The obsession was relentless, as every turn of the path, every café front, every faded signboard was a backdrop. The idea of soaking in the calm of the forest or letting silence do its work seemed alien. That in itself might not matter if it were only about one hill station, but it revealed something larger. A generation is learning to see the world less through experience and more through performance.
Travel reduced to a checklist is one thing, but what worries me is when the same instinct carries into work and aspiration. Visibility is not the same as ability. The reels that fill timelines may generate likes, but they do little to build the skills that employment and enterprise demand. India’s youth, on paper, are its greatest strength.
The country is young, with nearly 27% of its population between 15 and 29. Yet surveys show a harsh mismatch between degrees and employability. Of the two million engineering graduates produced each year, more than 90% are considered unfit for software roles, and over 70% struggle even with spoken English—still a critical skill in a knowledge-driven economy.
This contrast is sobering. At a time when global supply chains are shifting, when companies look to reduce reliance on China, India should be the natural choice with its institutions, legal framework and workforce. Yet the workforce needs to be skilled and ready for the industries of tomorrow—automation, robotics, advanced manufacturing, and analytics. That will not happen if time and attention are spent rehearsing angles rather than sharpening abilities.
The PAP culture may seem harmless fun, and of course, some have built careers out of content creation. But for a nation of 1.4 billion, those successes are the exception, not the rule. The larger reality is that once the bubble of likes bursts, many will find themselves unprepared, rudderless and disillusioned. A demographic dividend can just as easily tip into a demographic drag.

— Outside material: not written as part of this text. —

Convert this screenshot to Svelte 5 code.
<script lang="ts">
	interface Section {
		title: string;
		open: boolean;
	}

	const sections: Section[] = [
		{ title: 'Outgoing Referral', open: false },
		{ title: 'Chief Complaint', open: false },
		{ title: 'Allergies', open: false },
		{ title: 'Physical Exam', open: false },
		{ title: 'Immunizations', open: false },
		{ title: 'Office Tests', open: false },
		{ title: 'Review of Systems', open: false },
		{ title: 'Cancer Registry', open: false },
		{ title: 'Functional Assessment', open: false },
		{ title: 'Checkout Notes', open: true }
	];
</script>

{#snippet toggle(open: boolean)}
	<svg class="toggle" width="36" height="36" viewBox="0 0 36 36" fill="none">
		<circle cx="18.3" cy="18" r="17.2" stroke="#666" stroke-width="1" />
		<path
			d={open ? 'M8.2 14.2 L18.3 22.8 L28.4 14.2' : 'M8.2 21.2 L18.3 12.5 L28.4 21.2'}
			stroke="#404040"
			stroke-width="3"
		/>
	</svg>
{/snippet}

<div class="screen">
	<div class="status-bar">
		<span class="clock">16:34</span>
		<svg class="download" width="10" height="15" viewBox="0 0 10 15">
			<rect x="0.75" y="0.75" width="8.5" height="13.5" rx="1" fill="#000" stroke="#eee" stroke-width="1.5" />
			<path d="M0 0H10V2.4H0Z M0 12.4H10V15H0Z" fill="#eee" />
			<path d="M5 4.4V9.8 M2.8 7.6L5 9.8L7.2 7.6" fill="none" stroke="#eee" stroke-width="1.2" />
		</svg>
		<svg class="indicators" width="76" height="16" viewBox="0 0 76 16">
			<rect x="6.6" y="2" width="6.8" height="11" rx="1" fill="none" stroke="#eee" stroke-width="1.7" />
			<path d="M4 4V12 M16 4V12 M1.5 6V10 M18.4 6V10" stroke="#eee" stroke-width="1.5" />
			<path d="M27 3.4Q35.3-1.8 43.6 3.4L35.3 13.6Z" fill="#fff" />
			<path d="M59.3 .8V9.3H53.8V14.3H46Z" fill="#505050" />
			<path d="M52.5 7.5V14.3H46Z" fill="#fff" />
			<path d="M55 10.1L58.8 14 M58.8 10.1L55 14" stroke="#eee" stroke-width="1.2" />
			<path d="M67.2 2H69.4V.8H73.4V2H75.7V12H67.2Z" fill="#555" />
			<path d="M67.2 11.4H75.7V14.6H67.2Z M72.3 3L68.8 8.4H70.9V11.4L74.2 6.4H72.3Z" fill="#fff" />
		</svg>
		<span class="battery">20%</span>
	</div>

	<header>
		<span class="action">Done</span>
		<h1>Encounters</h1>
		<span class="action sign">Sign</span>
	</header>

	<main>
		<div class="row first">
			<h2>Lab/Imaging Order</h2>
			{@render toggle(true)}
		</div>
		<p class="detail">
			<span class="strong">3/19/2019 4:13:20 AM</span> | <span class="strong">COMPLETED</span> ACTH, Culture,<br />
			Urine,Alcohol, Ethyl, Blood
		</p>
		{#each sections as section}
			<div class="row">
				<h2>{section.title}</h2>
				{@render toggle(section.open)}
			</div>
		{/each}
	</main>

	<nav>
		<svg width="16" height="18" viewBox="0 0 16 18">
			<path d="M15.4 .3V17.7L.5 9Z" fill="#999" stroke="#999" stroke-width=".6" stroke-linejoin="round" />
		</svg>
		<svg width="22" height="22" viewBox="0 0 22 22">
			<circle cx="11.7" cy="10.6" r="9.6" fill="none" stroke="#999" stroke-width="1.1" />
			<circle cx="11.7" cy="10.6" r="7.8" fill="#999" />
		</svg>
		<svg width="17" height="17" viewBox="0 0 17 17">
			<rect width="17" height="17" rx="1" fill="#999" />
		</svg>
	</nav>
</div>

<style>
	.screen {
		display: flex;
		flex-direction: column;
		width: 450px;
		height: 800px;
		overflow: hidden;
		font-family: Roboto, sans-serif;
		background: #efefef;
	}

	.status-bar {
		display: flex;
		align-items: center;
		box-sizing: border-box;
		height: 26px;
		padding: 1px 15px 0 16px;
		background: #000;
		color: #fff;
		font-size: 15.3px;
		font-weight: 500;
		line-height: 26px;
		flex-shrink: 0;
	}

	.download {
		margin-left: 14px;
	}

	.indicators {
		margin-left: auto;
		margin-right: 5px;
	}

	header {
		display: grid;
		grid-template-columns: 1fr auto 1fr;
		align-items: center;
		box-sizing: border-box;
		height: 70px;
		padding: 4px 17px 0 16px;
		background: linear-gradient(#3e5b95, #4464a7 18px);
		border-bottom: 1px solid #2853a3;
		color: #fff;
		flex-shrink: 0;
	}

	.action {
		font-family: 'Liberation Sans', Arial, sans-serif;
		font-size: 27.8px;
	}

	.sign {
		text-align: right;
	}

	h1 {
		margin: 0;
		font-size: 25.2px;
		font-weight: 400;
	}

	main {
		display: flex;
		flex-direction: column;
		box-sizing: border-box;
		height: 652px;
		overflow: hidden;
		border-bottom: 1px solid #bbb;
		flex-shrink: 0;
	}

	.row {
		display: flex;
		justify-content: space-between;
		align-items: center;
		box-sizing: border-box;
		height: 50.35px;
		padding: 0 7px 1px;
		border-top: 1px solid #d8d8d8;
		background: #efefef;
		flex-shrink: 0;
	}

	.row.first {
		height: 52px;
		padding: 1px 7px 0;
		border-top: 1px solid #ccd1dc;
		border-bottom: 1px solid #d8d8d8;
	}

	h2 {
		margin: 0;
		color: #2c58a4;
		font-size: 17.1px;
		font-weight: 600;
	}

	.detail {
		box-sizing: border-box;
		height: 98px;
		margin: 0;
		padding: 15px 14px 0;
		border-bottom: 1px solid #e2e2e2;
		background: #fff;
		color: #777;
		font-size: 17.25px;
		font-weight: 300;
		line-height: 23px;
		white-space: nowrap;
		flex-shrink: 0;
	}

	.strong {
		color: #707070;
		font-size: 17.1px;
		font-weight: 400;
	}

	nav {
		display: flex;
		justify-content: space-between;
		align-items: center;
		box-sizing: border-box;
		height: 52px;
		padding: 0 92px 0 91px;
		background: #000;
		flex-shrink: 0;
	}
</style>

Back in Landour, the clash between old and new was constant. Each evening, the valley lights blinked in the distance as they always had. The deodars still framed the sky. Yet the sounds on the pathways had changed. Loud music from bikes, laughter rising more for cameras than for company, and the constant buzz of notifications filled the air. It left one wondering if the very idea of travel, as a way of slowing down, of reconnecting with self and place, was slipping away.
On our last evening, as mist rolled in and softened the outlines of the ridges, the deodars stood tall and impassive. They will outlast the reels and the pouts. That is their gift. For the young who flood these hills, one hopes the lesson of the forest will filter through in time—that substance, not performance, is what endures.